Dans votre région, monsieur Cohen, l'entreprise Freescale rencontre des difficultés. Avec le commissaire à la réindustrialisation que nous avons nommé, nous ferons en sorte que le plan de sauvegarde de l'emploi soit le plus efficace, le plus bénéfique possible pour les salariés. Nous allons explorer toutes les hypothèses d'essaimage, de start-up, de reconversion dans le photovoltaïque (Exclamations sur les bancs du groupe SRC) et, monsieur Cohen, toutes les bonnes volontés, de toutes les collectivités locales...
Ma question s'adresse à Mme Christine Lagarde, ministre de l'économie, de l'industrie et de l'emploi.
L'Observatoire national de la délinquance a indiqué en avril que les atteintes aux biens ont baissé de 4,3 % en un an, tandis que les atteintes à l'intégrité physique ont progressé de plus de 3 %. Quant aux infractions économiques, elles ont augmenté de plus de 8,5 %.
Ces chiffres témoignent d'une évolution de la délinquance française complexe, dans la mesure où les actes de violence s'accroissent dans une proportion inférieure aux escroqueries. La crise économique n'est pas étrangère à l'augmentation des abus de confiance, malversations, contrefaçons et emplois d'étrangers sans titre.
Le Parlement a souhaité interdire le versement de stock-options et d'actions gratuites aux dirigeants des entreprises aidées par l'État dans ce contexte difficile. Parallèlement, il a soutenu les plans de relance élaborés par le Gouvernement. Cet engagement en faveur de l'emploi et des salariés les plus exposés va provoquer un doublement du déficit budgétaire de la France pour l'année à venir.
Or, on estime que les activités qui échappent au fisc privent l'État de près d'un cinquième de ses recettes. Je ne peux m'empêcher de mettre en parallèle ces chiffres avec le taux d'élucidation des infractions financières qui, à ce jour, dépasse à peine les 50 % !

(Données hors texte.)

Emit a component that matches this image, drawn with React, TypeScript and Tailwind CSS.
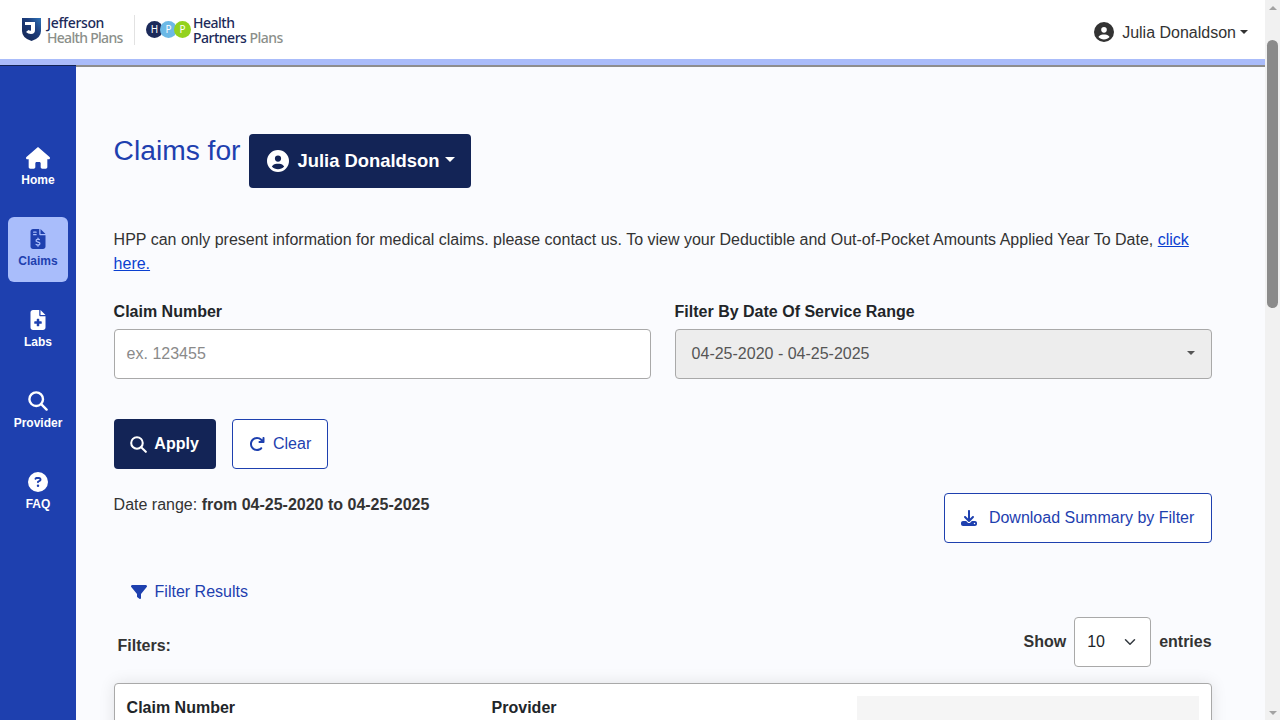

Aussi, madame la ministre, mes collègues centristes et moi-même aimerions savoir si vous allez activer un programme spécifique de lutte contre les infractions économiques au cours des prochains mois. Les scandales à répétition dans une banque dont je tairai le nom montrent que le secteur bancaire n'a pas forcément tiré tous les enseignements de la crise systémique que nous subissons depuis l'été 2007. (Applaudissements sur les bancs du groupe NC.)
La parole est à Mme Christine Lagarde, ministre de l'économie, de l'industrie et de l'emploi.
Mme Christine Lagarde, ministre de l'économie, de l'industrie et de l'emploi. Monsieur le député Benoit, vous souhaitez combattre les infractions financières ? Nous aussi.
Vous souhaitez assainir le système financier ? Nous aussi. Vous souhaitez rétablir la mesure ? Nous aussi.
Je voudrais vous donner deux exemples d'actions menées à la demande du Premier ministre et en suivant les grandes lignes qui nous avaient été données par le Président de la République. Au niveau international, à l'occasion du G20, nous avons demandé et obtenu que certains excès soient combattus.
Qu'il s'agisse des paradis fiscaux, des agences de notation, des fonds alternatifs ou de la rémunération des opérateurs de marché, nous avons obtenu que les pays du G20 proposent, chacun dans leur domaine et sur leur territoire, des mesures de nature à assainir les relations financières à l'échelon international.
Sur le plan national, qu'avons-nous fait ? À la demande du Premier ministre, vous avez voté la loi de modernisation de l'économie. Les gendarmes de la finance – l'Autorité des marchés financiers et la Commission bancaire – ont pu, grâce à cette loi, multiplier par dix les sanctions financières prises à l'encontre de ceux qui ne respectent pas la règle.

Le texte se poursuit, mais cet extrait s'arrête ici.